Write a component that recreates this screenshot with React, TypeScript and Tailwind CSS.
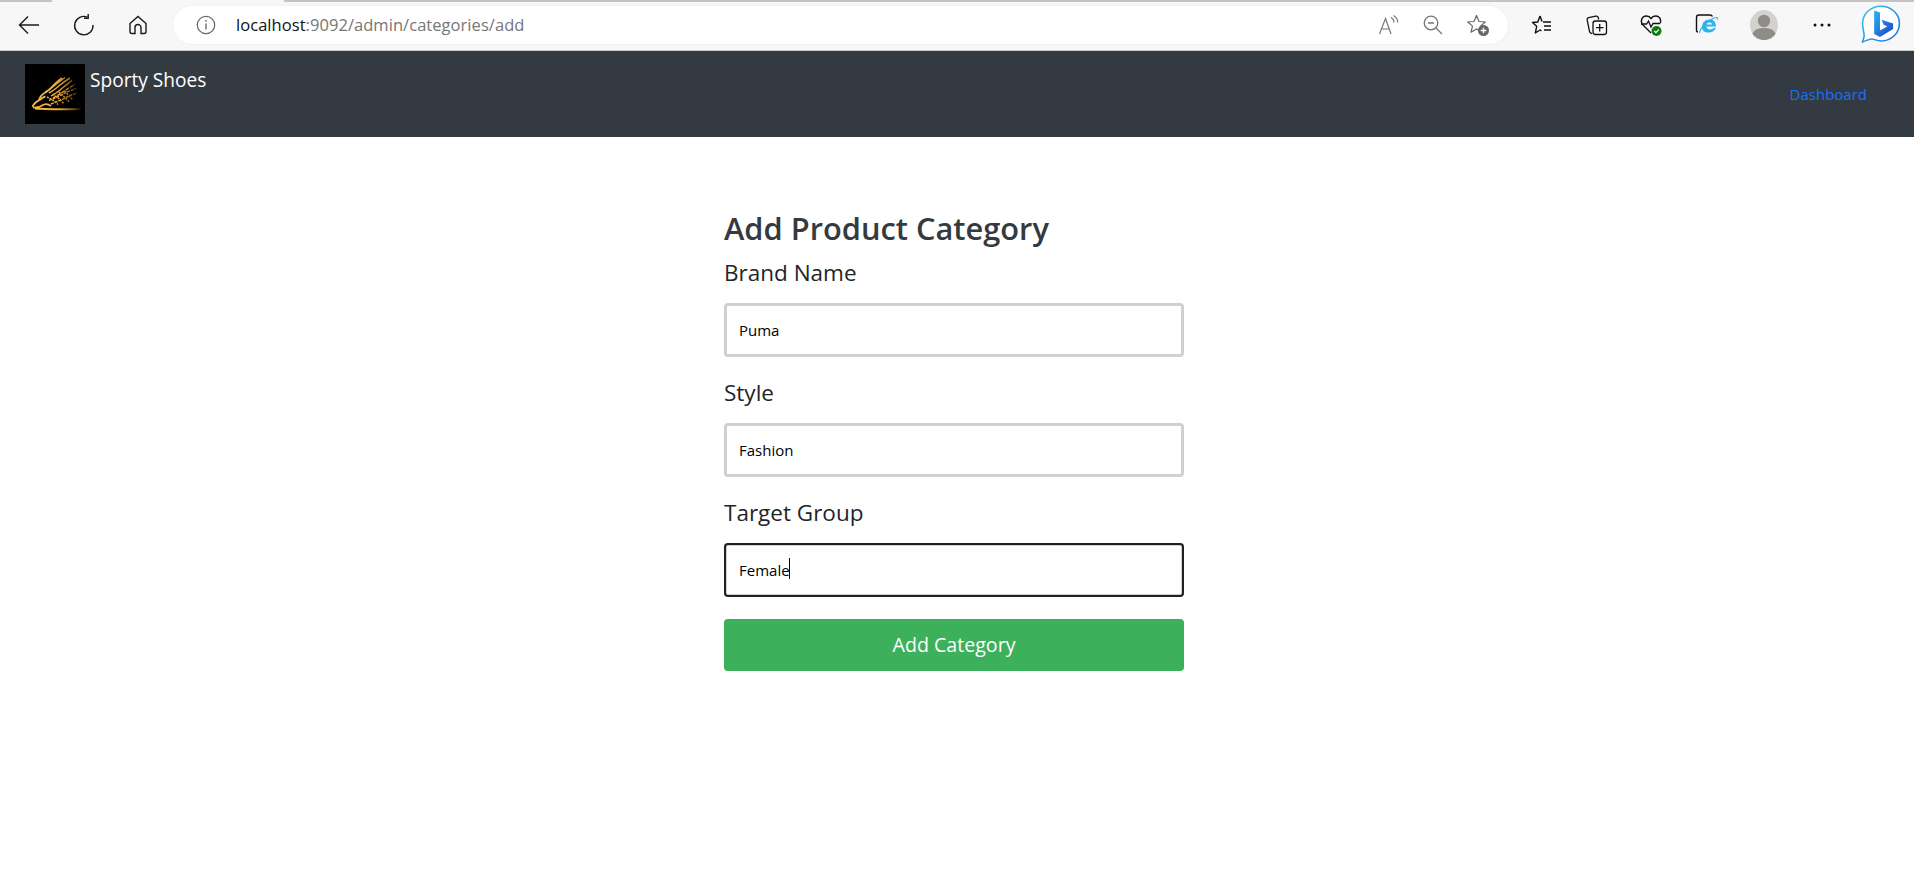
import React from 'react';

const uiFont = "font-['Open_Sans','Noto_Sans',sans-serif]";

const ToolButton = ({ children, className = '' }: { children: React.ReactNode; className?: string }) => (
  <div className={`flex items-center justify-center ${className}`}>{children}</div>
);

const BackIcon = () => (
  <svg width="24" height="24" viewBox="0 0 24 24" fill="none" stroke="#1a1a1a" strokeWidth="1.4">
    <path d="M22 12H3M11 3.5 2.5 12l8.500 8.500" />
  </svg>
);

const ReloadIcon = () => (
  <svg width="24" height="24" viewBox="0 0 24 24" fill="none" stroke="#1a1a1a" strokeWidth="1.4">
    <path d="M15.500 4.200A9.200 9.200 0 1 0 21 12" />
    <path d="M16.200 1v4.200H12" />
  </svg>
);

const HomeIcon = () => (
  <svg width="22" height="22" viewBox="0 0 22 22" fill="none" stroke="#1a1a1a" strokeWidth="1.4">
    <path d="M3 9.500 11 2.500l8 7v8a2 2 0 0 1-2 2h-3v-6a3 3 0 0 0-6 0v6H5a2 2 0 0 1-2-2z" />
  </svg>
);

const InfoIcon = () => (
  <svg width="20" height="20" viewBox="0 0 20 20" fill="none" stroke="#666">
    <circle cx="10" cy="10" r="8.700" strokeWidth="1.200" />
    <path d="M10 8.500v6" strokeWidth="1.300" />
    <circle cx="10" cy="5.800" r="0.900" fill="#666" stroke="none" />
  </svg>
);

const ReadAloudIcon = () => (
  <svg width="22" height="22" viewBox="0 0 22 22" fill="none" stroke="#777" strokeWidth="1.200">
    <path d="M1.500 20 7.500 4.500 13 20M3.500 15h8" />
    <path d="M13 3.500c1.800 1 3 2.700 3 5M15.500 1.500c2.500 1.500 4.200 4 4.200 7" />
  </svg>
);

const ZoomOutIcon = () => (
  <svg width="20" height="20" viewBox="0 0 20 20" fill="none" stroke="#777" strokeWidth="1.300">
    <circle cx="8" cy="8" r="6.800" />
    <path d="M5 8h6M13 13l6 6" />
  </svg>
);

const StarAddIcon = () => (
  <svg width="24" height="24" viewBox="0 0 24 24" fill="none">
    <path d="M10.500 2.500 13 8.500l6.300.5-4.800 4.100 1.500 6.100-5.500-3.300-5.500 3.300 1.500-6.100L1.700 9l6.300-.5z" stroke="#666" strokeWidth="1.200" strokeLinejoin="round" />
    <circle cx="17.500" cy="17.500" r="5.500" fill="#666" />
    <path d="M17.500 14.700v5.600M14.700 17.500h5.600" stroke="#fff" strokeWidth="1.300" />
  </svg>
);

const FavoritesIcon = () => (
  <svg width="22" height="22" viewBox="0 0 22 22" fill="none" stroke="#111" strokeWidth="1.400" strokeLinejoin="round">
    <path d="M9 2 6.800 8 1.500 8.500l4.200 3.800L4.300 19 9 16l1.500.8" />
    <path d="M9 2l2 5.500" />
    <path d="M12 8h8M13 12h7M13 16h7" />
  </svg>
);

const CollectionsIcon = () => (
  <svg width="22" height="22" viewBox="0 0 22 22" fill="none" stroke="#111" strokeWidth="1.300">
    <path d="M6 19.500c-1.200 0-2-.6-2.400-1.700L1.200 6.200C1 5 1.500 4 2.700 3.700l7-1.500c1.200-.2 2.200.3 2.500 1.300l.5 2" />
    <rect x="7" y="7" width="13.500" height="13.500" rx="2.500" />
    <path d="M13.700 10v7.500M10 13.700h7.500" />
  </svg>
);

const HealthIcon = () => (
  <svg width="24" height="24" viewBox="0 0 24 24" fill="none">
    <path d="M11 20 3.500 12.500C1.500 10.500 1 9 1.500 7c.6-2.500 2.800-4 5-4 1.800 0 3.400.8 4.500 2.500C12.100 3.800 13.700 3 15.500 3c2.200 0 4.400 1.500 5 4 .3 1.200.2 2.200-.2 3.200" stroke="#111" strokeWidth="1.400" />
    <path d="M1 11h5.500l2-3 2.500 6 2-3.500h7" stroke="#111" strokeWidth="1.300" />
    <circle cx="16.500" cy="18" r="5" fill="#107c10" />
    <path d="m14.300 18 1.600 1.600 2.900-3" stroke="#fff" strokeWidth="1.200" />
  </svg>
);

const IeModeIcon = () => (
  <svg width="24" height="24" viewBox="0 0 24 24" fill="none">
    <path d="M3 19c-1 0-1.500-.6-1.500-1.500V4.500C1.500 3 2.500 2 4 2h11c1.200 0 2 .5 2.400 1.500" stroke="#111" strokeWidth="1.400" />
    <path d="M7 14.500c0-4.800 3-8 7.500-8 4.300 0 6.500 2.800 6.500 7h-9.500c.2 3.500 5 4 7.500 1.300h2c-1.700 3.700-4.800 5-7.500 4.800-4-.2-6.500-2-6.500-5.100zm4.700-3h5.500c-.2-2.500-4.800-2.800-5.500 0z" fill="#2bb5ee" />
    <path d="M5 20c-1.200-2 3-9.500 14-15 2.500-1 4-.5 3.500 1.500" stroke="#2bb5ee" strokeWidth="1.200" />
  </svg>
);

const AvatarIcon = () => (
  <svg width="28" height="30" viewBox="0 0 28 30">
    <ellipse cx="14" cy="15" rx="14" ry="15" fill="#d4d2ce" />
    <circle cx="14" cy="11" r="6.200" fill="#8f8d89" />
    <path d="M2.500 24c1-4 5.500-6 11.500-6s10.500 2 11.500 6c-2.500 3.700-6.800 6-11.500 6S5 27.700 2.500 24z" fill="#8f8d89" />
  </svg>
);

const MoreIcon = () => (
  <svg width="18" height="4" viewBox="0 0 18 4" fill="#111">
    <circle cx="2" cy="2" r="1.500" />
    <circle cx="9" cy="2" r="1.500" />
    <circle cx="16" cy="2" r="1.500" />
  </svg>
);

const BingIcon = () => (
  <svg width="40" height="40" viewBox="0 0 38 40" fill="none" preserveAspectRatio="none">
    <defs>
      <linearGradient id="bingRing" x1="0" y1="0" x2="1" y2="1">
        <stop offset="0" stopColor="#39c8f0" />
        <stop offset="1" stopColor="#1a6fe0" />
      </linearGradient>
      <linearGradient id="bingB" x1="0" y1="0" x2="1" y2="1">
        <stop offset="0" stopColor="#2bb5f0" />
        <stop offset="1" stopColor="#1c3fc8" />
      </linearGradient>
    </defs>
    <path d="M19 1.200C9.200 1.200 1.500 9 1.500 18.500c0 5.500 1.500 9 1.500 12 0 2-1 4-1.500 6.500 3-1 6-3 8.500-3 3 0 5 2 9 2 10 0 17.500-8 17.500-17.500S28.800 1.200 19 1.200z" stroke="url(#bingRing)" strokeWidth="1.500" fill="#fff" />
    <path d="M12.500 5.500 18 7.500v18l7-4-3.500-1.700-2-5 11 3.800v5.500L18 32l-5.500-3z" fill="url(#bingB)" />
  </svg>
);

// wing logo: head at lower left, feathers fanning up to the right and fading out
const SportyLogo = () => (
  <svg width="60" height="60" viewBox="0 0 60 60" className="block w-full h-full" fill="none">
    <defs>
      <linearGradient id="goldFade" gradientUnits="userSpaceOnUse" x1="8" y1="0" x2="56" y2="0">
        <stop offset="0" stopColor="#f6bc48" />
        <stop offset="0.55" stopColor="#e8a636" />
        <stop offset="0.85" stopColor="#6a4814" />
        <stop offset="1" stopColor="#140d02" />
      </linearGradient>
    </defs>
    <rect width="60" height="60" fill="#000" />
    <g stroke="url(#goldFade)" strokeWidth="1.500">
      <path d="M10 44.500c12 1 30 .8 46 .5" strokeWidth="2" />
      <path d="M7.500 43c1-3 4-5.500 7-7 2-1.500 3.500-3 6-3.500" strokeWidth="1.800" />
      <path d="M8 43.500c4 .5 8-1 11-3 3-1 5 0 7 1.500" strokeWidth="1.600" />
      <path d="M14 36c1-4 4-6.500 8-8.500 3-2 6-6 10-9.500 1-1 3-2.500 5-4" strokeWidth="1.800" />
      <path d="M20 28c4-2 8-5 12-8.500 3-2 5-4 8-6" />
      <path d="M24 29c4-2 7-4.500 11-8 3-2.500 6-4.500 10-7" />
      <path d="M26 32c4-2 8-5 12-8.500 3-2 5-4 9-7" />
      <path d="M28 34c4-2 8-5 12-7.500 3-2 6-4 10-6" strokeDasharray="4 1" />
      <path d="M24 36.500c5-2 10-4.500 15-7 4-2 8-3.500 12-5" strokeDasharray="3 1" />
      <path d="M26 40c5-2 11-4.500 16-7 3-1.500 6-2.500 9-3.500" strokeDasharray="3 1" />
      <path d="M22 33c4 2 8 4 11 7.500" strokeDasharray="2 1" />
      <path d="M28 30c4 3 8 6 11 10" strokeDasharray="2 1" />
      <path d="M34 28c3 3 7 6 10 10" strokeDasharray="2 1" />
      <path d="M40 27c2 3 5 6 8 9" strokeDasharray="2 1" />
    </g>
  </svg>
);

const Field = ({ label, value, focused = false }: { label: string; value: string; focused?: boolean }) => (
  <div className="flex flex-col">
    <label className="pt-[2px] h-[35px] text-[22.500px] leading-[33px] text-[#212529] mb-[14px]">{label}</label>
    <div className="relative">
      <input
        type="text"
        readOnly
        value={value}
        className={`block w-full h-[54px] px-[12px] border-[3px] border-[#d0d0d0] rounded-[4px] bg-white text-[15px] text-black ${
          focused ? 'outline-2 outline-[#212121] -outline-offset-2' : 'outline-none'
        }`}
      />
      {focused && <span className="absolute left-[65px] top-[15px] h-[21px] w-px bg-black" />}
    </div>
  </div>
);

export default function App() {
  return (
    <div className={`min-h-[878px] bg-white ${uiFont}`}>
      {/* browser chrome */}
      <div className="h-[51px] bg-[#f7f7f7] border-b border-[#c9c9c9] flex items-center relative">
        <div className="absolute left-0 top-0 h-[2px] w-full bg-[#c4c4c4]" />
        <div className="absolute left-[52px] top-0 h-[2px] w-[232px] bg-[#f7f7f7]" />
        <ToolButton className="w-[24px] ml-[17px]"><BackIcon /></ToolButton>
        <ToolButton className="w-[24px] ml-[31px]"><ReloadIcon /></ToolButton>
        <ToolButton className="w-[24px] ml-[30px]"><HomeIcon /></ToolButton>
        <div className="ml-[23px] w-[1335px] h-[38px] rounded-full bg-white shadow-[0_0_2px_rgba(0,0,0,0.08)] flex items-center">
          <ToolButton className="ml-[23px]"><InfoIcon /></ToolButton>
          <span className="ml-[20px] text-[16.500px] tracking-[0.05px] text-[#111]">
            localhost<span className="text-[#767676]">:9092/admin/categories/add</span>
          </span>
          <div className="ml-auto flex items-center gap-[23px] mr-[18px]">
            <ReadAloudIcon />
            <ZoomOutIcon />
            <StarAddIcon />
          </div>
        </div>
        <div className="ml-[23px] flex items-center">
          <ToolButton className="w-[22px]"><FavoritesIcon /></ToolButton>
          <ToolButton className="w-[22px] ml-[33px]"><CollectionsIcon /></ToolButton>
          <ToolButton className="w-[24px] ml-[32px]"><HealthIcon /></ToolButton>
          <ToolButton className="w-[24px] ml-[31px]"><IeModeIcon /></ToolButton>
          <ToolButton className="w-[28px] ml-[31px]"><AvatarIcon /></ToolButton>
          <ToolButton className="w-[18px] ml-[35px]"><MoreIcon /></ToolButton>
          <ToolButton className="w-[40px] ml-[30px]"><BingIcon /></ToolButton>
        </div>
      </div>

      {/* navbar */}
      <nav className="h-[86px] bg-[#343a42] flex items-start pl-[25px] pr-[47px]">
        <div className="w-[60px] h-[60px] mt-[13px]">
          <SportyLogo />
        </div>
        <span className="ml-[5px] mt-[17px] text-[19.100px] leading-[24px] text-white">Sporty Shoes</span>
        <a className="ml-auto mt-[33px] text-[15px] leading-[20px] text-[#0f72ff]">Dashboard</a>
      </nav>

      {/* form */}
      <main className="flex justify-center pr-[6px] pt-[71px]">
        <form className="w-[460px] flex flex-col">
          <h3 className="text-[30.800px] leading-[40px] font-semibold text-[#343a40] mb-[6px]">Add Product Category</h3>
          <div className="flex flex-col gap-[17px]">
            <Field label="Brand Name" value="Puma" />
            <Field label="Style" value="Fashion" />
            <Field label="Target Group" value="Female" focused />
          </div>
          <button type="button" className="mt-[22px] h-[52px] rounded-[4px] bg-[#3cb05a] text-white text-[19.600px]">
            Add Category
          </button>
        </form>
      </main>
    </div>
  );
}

**Your instructions:**
Locate each line containing the string "React" and show it.

**Response:**
Write a component that recreates this screenshot with React, TypeScript and Tailwind CSS.
import React from 'react';
const ToolButton = ({ children, className = '' }: { children: React.ReactNode; className?: string }) => (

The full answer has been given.